Japan’s Change of Energy Chiefs Is Criticized as Mere Reshuffle
Japan’s decision to remove three officials in charge of energy policy isn’t enough to tackle failures that contributed to the Fukushima nuclear disaster, said a former Ministry of Economy, Trade and Industry official.
Cabinet minister Banri Kaieda, who heads the ministry known as METI, said today he’ll dismiss its top bureaucrat and the heads of agencies in charge of nuclear oversight and energy policy, as part of “sweeping” changes.
“The removal of the officials is cosmetic,” Hiroyuki Kishi, a professor at the Graduate School of Media Design at Keio University and a former METI official, said by phone. “The officials being removed were due to leave the ministry as part of regular reshuffles this summer,” Kishi said.
The disaster at Fukushima capped decades of faked safety reports and fatal accidents in Japan’s atomic industry with the regulator in a conflict of interest as it was under the control of METI, which had a mandate to promote nuclear power. That conflict has been highlighted in the last week by revelations the regulator urged utilities to influence public opinion in favor of nuclear energy.
“To account for the huge mess in Fukushima, they should fire all the director generals in the ministry or dismantle it entirely,” said Kishi.
The officials being dismissed are METI Vice-Minister Kazuo Matsunaga, 59, the director general of the Agency for Natural Resources and Energy, Tetsuhiro Hosono, 58, and the director general of the Nuclear and Industrial Safety Agency, Nobuaki Terasaka, 58.
Matsunaga will be replaced by Kenyu Adachi, 52, the director general of the Economic and Industrial Policy Bureau, the ministry announced today in a statement. Hosono will be replaced by Ichiro Takahara, 54, the director general of Small and Medium Enterprise Agency, while Hiroyuki Fukano, 54, the director general of Commerce and Distribution Policy Group, was appointed for the chief of NISA, according to the personnel proposal, which will be endorsed at a cabinet meeting tomorrow.
“This is not a regular reshuffle,” Kaieda said in a meeting with reporters this afternoon. “I asked these three people to step back with heartbreaking grief because we need to move forward as a new METI by refreshing personnel.”
Kaieda said he will resign as METI minister after filing official appointment and mapping out a blueprint of the new METI. The appointment will be officially given on Aug. 12, the statement said.

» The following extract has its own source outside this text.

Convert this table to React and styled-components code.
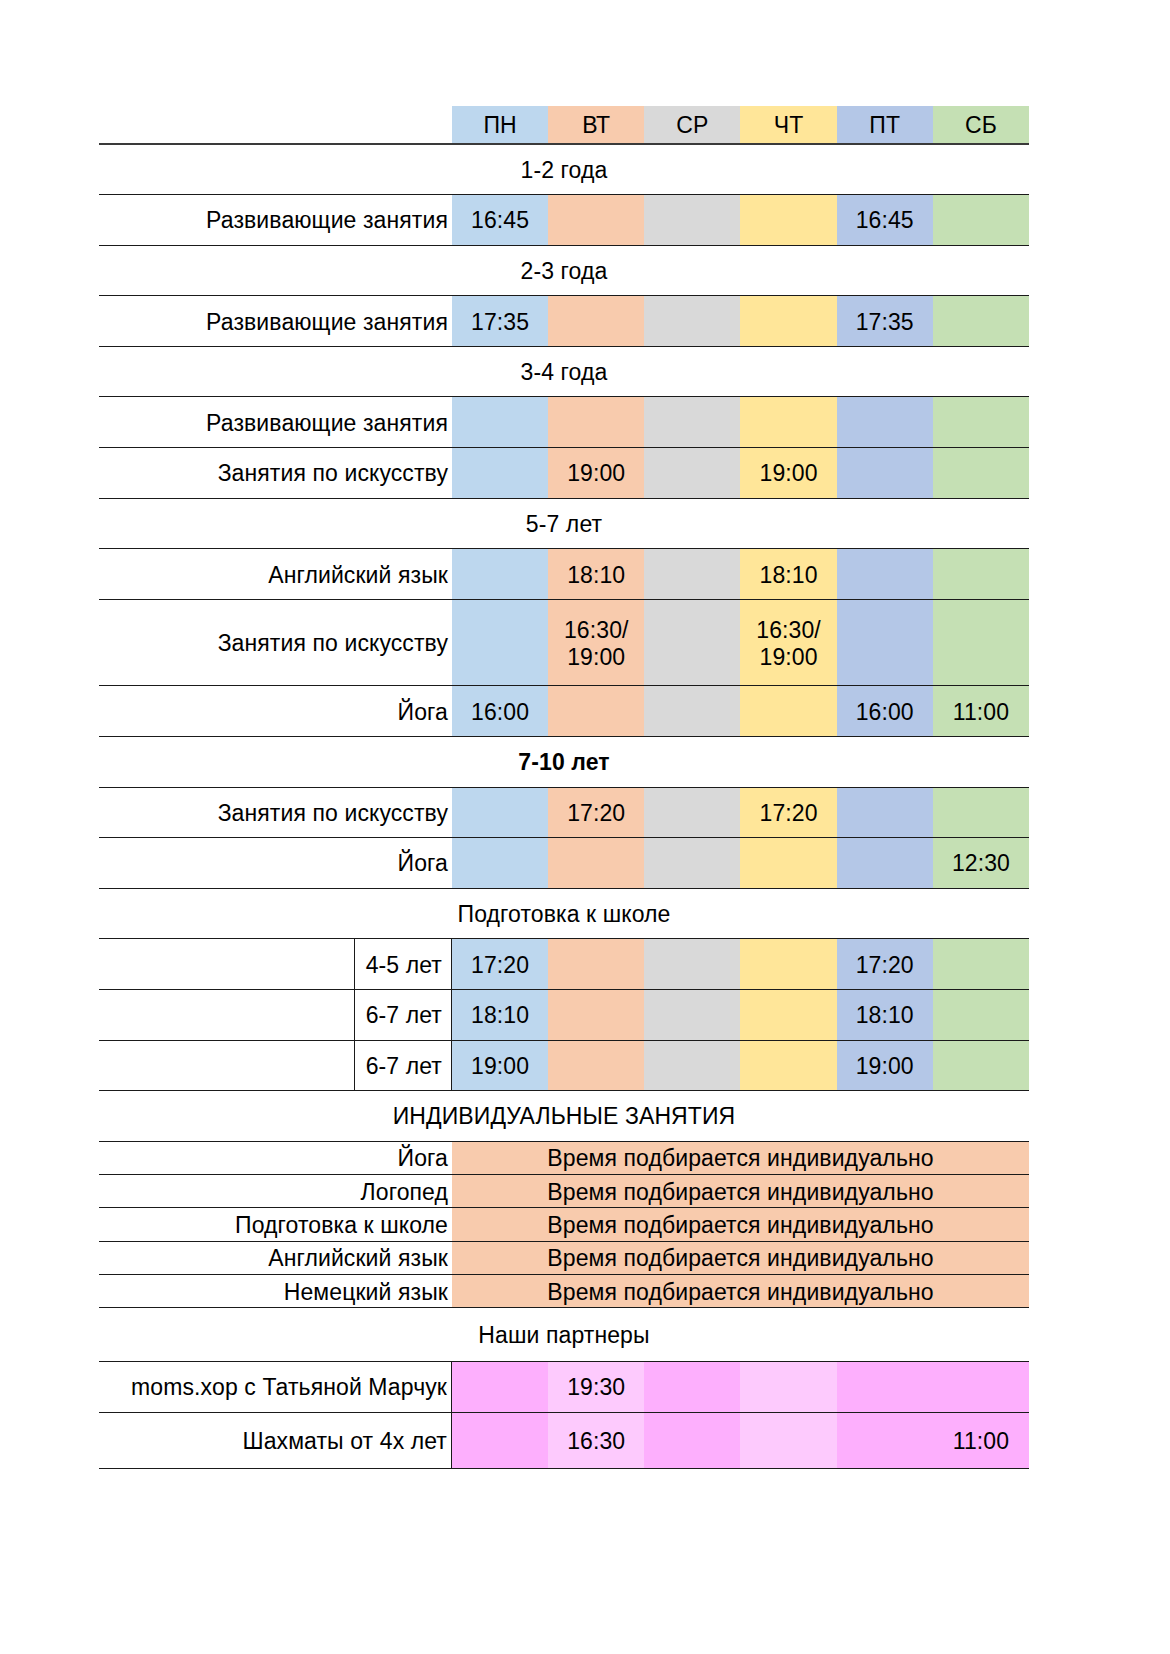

Tokyo Electric Power Co.’s Fukushima plant has been emitting radiation since an earthquake and tsunami on March 11 knocked out power and cooling, causing three reactor meltdowns and hydrogen explosions.
The accident is rated at the highest level on a severity scale, or the same as the Chernobyl disaster in the former Soviet Union in 1986.
Tokyo Electric ignored warnings about the tsunami risks that caused the crisis at Fukushima, according to Tatsuya Ito, who represented Fukushima prefecture in the national parliament from 1991 to 2003.
Chubu Electric Power Co., one of the country’s regional electricity monopolies, said on July 29 the nuclear regulator asked the utility to prepare questions favoring atomic power for a public hearing in 2007.
Kyushu Electric Power Co. earlier said it asked staffers at affiliates to send e-mails supporting the restart of reactors to an internet-broadcast show run by METI on plant safety.
An official at NISA asked Kyushu Electric, Shikoku Electric Power Co. and Tohoku Electric Power Co. to send employees to symposium on nuclear power to influence public opinion, Kyodo News reported this week.
An independent panel may be set up as early as today to investigate the alleged attempts to sway opinion by the regulator and Japan’s power companies, Kaieda said.
“We will cooperate with the investigation when requested,” Takumi Koyamada, a NISA spokesman, said by phone. He declined to comment on any personnel changes.
NISA, which lists one of its codes of conduct as “neutrality and justice,” will be separated from METI to give it more independence, the government said last month.
“They need to step up oversight of Japan’s nuclear industry,” Tokyo-based independent political analyst Hirotada Asakawa said.